+++ Entries shown
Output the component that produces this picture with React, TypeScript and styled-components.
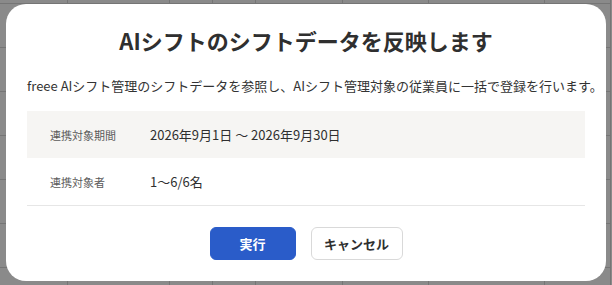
import styled, { createGlobalStyle } from "styled-components";

const GlobalStyle = createGlobalStyle`
  html, body {
    margin: 0;
    padding: 0;
    width: 612px;
    height: 285px;
    overflow: hidden;
    font-family: "Noto Sans CJK JP", "Noto Sans", sans-serif;
  }
`;

const Page = styled.div`
  position: relative;
  width: 612px;
  height: 285px;
  background: #ffffff;
  overflow: hidden;
`;

const BackTable = styled.div`
  display: grid;
  grid-template-columns: 68px 102px 43px 43px 87px 86px 116px 66px;
  grid-auto-rows: 44px;
  margin-top: -40px;
`;

const BackCell = styled.div`
  border-right: 1px solid #d8d8d8;
  border-bottom: 1px solid #d8d8d8;
`;

const Overlay = styled.div`
  position: absolute;
  inset: 0;
  background: rgba(0, 0, 0, 0.46);
`;

const Modal = styled.div`
  position: absolute;
  left: 6px;
  top: 4px;
  width: 600px;
  height: 277px;
  box-sizing: border-box;
  padding: 20px 21px 0;
  background: #ffffff;
  border-radius: 20px;
  display: flex;
  flex-direction: column;
`;

const Title = styled.h2`
  margin: 0;
  font-size: 22px;
  line-height: 32px;
  font-weight: 700;
  color: #2f2f2f;
  text-align: center;
`;

const Description = styled.p`
  margin: 20px 0 0;
  font-size: 13px;
  line-height: 20px;
  color: #333333;
  white-space: nowrap;
`;

const InfoTable = styled.div`
  margin-top: 15px;
  display: flex;
  flex-direction: column;
  border-bottom: 1px solid #e6e6e6;
`;

const InfoRow = styled.div<{ $shaded?: boolean }>`
  display: flex;
  align-items: center;
  height: 47px;
  padding-left: 23px;
  background: ${(p) => (p.$shaded ? "#f6f5f3" : "#ffffff")};
`;

const Label = styled.div`
  width: 100px;
  font-size: 11px;
  color: #5a5a5a;
`;

const Value = styled.div`
  font-size: 13px;
  color: #2f2f2f;
`;

const Actions = styled.div`
  margin-top: 21px;
  display: flex;
  justify-content: center;
  gap: 15px;
`;

const Button = styled.button<{ $primary?: boolean }>`
  height: 33px;
  box-sizing: border-box;
  padding: 0;
  border-radius: 6px;
  font-family: inherit;
  font-size: 13px;
  font-weight: 700;
  cursor: pointer;
  border: 1px solid ${(p) => (p.$primary ? "#2a5cc9" : "#d9d9d9")};
  background: ${(p) => (p.$primary ? "#2a5cc9" : "#ffffff")};
  color: ${(p) => (p.$primary ? "#ffffff" : "#2f2f2f")};
`;

const PrimaryButton = styled(Button)`
  width: 86px;
`;

const CancelButton = styled(Button)`
  width: 92px;
`;

export default function App() {
  const cells = Array.from({ length: 8 * 9 });

  return (
    <Page>
      <GlobalStyle />
      <BackTable>
        {cells.map((_, i) => (
          <BackCell key={i} />
        ))}
      </BackTable>
      <Overlay />
      <Modal>
        <Title>AIシフトのシフトデータを反映します</Title>
        <Description>
          freee AIシフト管理のシフトデータを参照し、AIシフト管理対象の従業員に一括で登録を行います。
        </Description>
        <InfoTable>
          <InfoRow $shaded>
            <Label>連携対象期間</Label>
            <Value>2026年9月1日 〜 2026年9月30日</Value>
          </InfoRow>
          <InfoRow>
            <Label>連携対象者</Label>
            <Value>1〜6/6名</Value>
          </InfoRow>
        </InfoTable>
        <Actions>
          <PrimaryButton $primary>実行</PrimaryButton>
          <CancelButton>キャンセル</CancelButton>
        </Actions>
      </Modal>
    </Page>
  );
}
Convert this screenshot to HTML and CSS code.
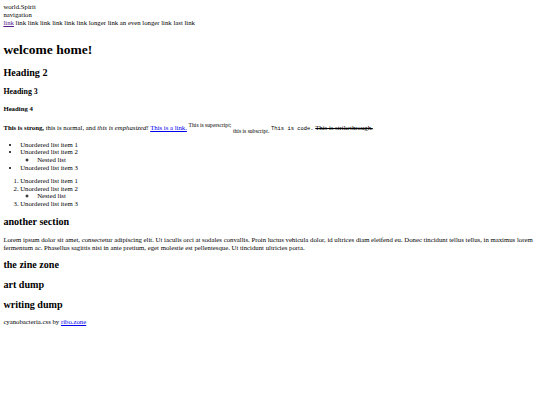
FILE: index.html
```html
<!DOCTYPE html>
<html>
<head>
<meta charset="utf-8">
<link rel="stylesheet" href="styles.css">
</head>
<body class="page">
<div class="frame">
<header class="site-header">
<div class="site-title">world.Spirit</div>
<nav class="site-nav">
<div class="nav-label">navigation</div>
<div class="nav-links"><a class="visited" href="#">link</a> link link link link link link longer link an even longer link last link</div>
</nav>
</header>
<main class="content">
<h1 class="h1">welcome home!</h1>
<h2 class="h2">Heading 2</h2>
<h3 class="h3">Heading 3</h3>
<h4 class="h4">Heading 4</h4>
<p class="para"><strong>This is strong,</strong> this is normal, and <em>this is emphasized!</em> <a class="link" href="#">This is a link.</a> <sup class="sup">This is superscript;</sup> <sub class="sub">this is subscript.</sub> <code class="code">This is code.</code> <s>This is strikethrough.</s></p>
<ul class="list">
<li>Unordered list item 1</li>
<li>Unordered list item 2
<ul class="sublist"><li>Nested list</li></ul>
</li>
<li>Unordered list item 3</li>
</ul>
<ol class="list">
<li>Unordered list item 1</li>
<li>Unordered list item 2
<ul class="sublist"><li>Nested list</li></ul>
</li>
<li>Unordered list item 3</li>
</ol>
<section>
<h2 class="h2s">another section</h2>
<p class="para">Lorem ipsum dolor sit amet, consectetur adipiscing elit. Ut iaculis orci at sodales convallis. Proin luctus vehicula dolor, id ultrices diam eleifend eu. Donec tincidunt tellus tellus, in maximus lorem fermentum ac. Phasellus sagittis nisi in ante pretium, eget molestie est pellentesque. Ut tincidunt ultricies porta.</p>
</section>
<section>
<h2 class="h2s">the zine zone</h2>
</section>
<section>
<h2 class="h2s">art dump</h2>
</section>
<section>
<h2 class="h2s">writing dump</h2>
</section>
</main>
<footer class="site-footer">cyanobacteria.css by <a class="link" href="#">ribo.zone</a></footer>
</div>
</body>
</html>
```
FILE: styles.css
```css
html { background: #fff; }
.page {
  margin: 0;
  font-family: "Liberation Serif", "Times New Roman", serif;
  font-size: 16px;
  line-height: 1.15;
  color: #000;
}
.frame {
  zoom: 0.421875;
  padding: 8px;
}
.site-header { padding-bottom: 16px; }
a.link { color: #0000ee; }
a.visited { color: #551a8b; }
.h1 { font-size: 2em; margin: 0.67em 0; }
.h2 { font-size: 1.5em; margin: 0.83em 0; }
.h3 { font-size: 1.17em; margin: 1em 0; }
.h4 { font-size: 1em; margin: 1.33em 0; }
.h2s { font-size: 1.5em; margin: 0.8em 0; }
.para { margin: 1em 0; }
.list { margin: 0.8em 0; padding-left: 40px; }
.sublist { margin: 0; padding-left: 40px; list-style-type: circle; }
.code { font-family: "Liberation Mono", monospace; font-size: 13px; }
.sup, .sub { font-size: smaller; }
.site-footer { margin-top: -2px; }
```
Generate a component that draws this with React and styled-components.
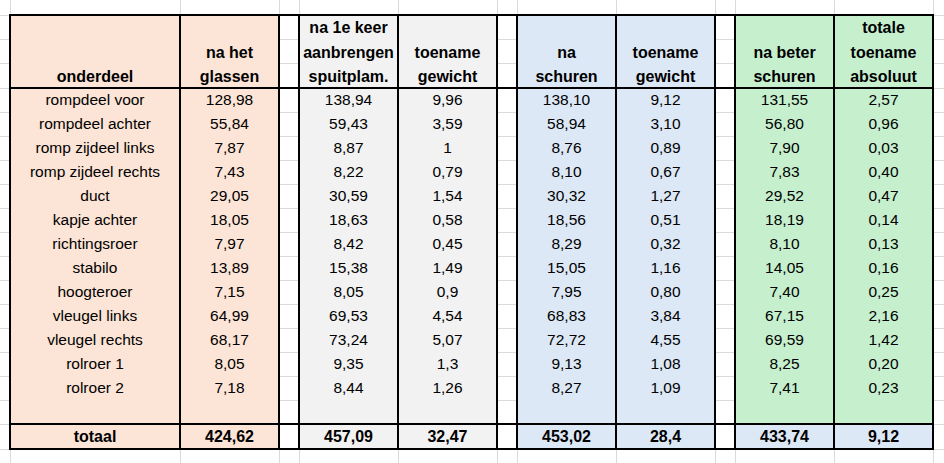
import React from 'react';
import styled, { createGlobalStyle } from 'styled-components';

const GRID = '#dadada';
const INK = '#000';

const FILL = {
  peach: '#fce4d6',
  gray: '#f2f2f2',
  blue: '#dde8f6',
  green: '#c6efce',
};

// sheet columns: left sliver, 8 value columns with 3 narrow blank ones, right sliver
const COLS = [10, 170, 99, 20, 99, 99, 20, 99, 99, 20, 99, 99, 11];

const HEADERS = [
  ['onderdeel'],
  ['na het', 'glassen'],
  ['na 1e keer', 'aanbrengen', 'spuitplam.'],
  ['toename', 'gewicht'],
  ['na', 'schuren'],
  ['toename', 'gewicht'],
  ['na beter', 'schuren'],
  ['totale', 'toename', 'absoluut'],
];

const COL_FILLS = ['peach', 'peach', 'gray', 'gray', 'blue', 'blue', 'green', 'green'];
const TOTAL_FILLS = ['peach', 'peach', 'gray', 'gray', 'blue', 'blue', 'blue', 'blue'];

const ROWS = [
  ['rompdeel voor', '128,98', '138,94', '9,96', '138,10', '9,12', '131,55', '2,57'],
  ['rompdeel achter', '55,84', '59,43', '3,59', '58,94', '3,10', '56,80', '0,96'],
  ['romp zijdeel links', '7,87', '8,87', '1', '8,76', '0,89', '7,90', '0,03'],
  ['romp zijdeel rechts', '7,43', '8,22', '0,79', '8,10', '0,67', '7,83', '0,40'],
  ['duct', '29,05', '30,59', '1,54', '30,32', '1,27', '29,52', '0,47'],
  ['kapje achter', '18,05', '18,63', '0,58', '18,56', '0,51', '18,19', '0,14'],
  ['richtingsroer', '7,97', '8,42', '0,45', '8,29', '0,32', '8,10', '0,13'],
  ['stabilo', '13,89', '15,38', '1,49', '15,05', '1,16', '14,05', '0,16'],
  ['hoogteroer', '7,15', '8,05', '0,9', '7,95', '0,80', '7,40', '0,25'],
  ['vleugel links', '64,99', '69,53', '4,54', '68,83', '3,84', '67,15', '2,16'],
  ['vleugel rechts', '68,17', '73,24', '5,07', '72,72', '4,55', '69,59', '1,42'],
  ['rolroer 1', '8,05', '9,35', '1,3', '9,13', '1,08', '8,25', '0,20'],
  ['rolroer 2', '7,18', '8,44', '1,26', '8,27', '1,09', '7,41', '0,23'],
  ['', '', '', '', '', '', '', ''],
];

const TOTALS = ['totaal', '424,62', '457,09', '32,47', '453,02', '28,4', '433,74', '9,12'];

const Global = createGlobalStyle`
  html, body {
    margin: 0;
    background: #fff;
    overflow: hidden;
  }
`;

const Sheet = styled.table`
  border-collapse: collapse;
  table-layout: fixed;
  width: 944px;
  font-family: 'Liberation Sans', Arial, sans-serif;
  font-size: 15.5px;
  color: ${INK};
`;

const Col = styled.col`
  width: ${(p) => p.$w}px;
`;

const Row = styled.tr`
  height: ${(p) => p.$h}px;
`;

const GridCell = styled.td`
  padding: 0;
  border: none;
  border-right: 1px solid ${GRID};
  border-bottom: 1px solid ${GRID};
`;

const Spacer = styled.td`
  padding: 0;
  background: #fff;
  border-left: 2px solid ${INK};
  border-right: 2px solid ${INK};
  border-top: ${(p) => (p.$top ? `2px solid ${INK}` : `1px solid ${GRID}`)};
  border-bottom: ${(p) => (p.$bottom ? `2px solid ${INK}` : `1px solid ${GRID}`)};
`;

const HeadCell = styled.th`
  padding: 0;
  vertical-align: top;
  text-align: center;
  font-weight: bold;
  font-size: 16px;
  white-space: nowrap;
  background: ${(p) => FILL[p.$fill]};
  border: 2px solid ${INK};
`;

const HeadStack = styled.div`
  box-sizing: border-box;
  height: 71px;
  padding-top: ${(p) => (3 - p.$n) * 24.5}px;
`;

const HeadLine = styled.div`
  line-height: 24.5px;
`;

const DataCell = styled.td`
  padding: 0;
  text-align: center;
  white-space: nowrap;
  overflow: hidden;
  line-height: 22px;
  background: ${(p) => FILL[p.$fill]};
  border-left: 2px solid ${INK};
  border-right: 2px solid ${INK};
  border-top: 1px solid ${(p) => FILL[p.$fill]};
  border-bottom: 1px solid ${(p) => FILL[p.$fill]};
`;

const TotalCell = styled.td`
  padding: 0;
  text-align: center;
  white-space: nowrap;
  line-height: 22px;
  font-weight: bold;
  font-size: 16px;
  background: ${(p) => FILL[p.$fill]};
  border: 2px solid ${INK};
`;

// put the narrow blank columns after value columns 1, 3 and 5
const withSpacers = (cells, spacer) =>
  cells.flatMap((cell, i) => (i === 1 || i === 3 || i === 5 ? [cell, spacer(i)] : [cell]));

export default function App() {
  return (
    <>
      <Global />
      <Sheet>
        <colgroup>
          {COLS.map((w, i) => (
            <Col key={i} $w={w} />
          ))}
        </colgroup>
        <tbody>
          <Row $h={15}>
            {COLS.map((_, i) => (
              <GridCell key={i} />
            ))}
          </Row>

          <Row $h={24}>
            <GridCell />
            {withSpacers(
              HEADERS.map((lines, i) => (
                <HeadCell key={i} rowSpan={3} $fill={COL_FILLS[i]}>
                  <HeadStack $n={lines.length}>
                    {lines.map((l) => (
                      <HeadLine key={l}>{l}</HeadLine>
                    ))}
                  </HeadStack>
                </HeadCell>
              )),
              (i) => <Spacer key={'s' + i} $top />
            )}
            <GridCell />
          </Row>
          <Row $h={24}>
            <GridCell />
            {[1, 3, 5].map((i) => (
              <Spacer key={i} />
            ))}
            <GridCell />
          </Row>
          <Row $h={25}>
            <GridCell />
            {[1, 3, 5].map((i) => (
              <Spacer key={i} $bottom />
            ))}
            <GridCell />
          </Row>

          {ROWS.map((row, r) => (
            <Row key={r} $h={24}>
              <GridCell />
              {withSpacers(
                row.map((v, i) => (
                  <DataCell key={i} $fill={COL_FILLS[i]}>
                    {v}
                  </DataCell>
                )),
                (i) => <Spacer key={'s' + i} $bottom={r === ROWS.length - 1} />
              )}
              <GridCell />
            </Row>
          ))}

          <Row $h={25}>
            <GridCell />
            {withSpacers(
              TOTALS.map((v, i) => (
                <TotalCell key={i} $fill={TOTAL_FILLS[i]}>
                  {v}
                </TotalCell>
              )),
              (i) => <Spacer key={'s' + i} $top $bottom />
            )}
            <GridCell />
          </Row>

          <Row $h={14}>
            {COLS.map((_, i) => (
              <GridCell key={i} />
            ))}
          </Row>
        </tbody>
      </Sheet>
    </>
  );
}
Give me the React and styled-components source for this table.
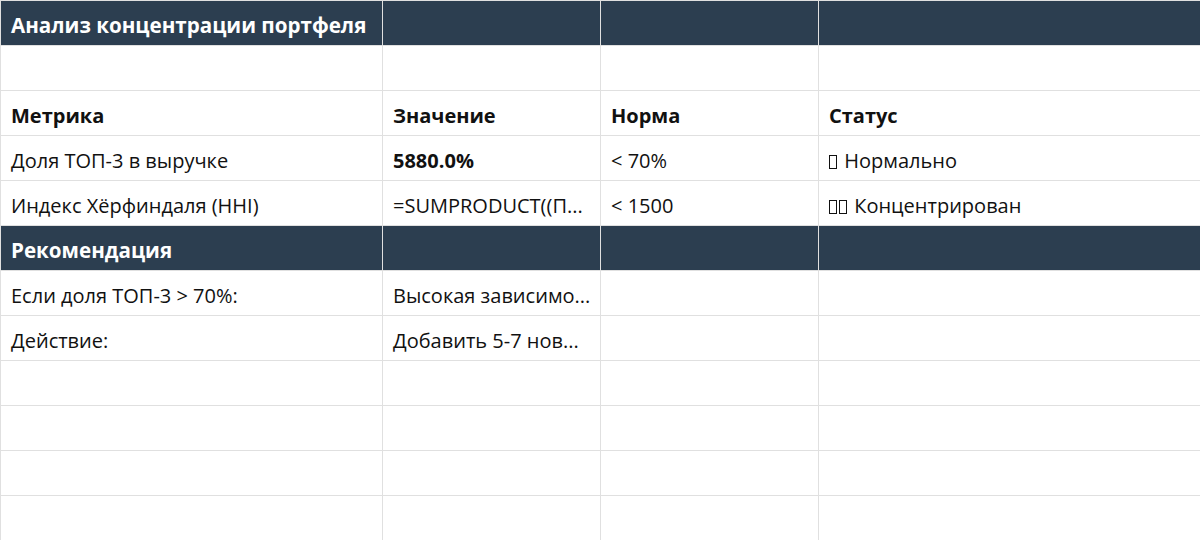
++++++
Stated problem: Find how many lines hold the string "components", and state that number alone.

Full response: 5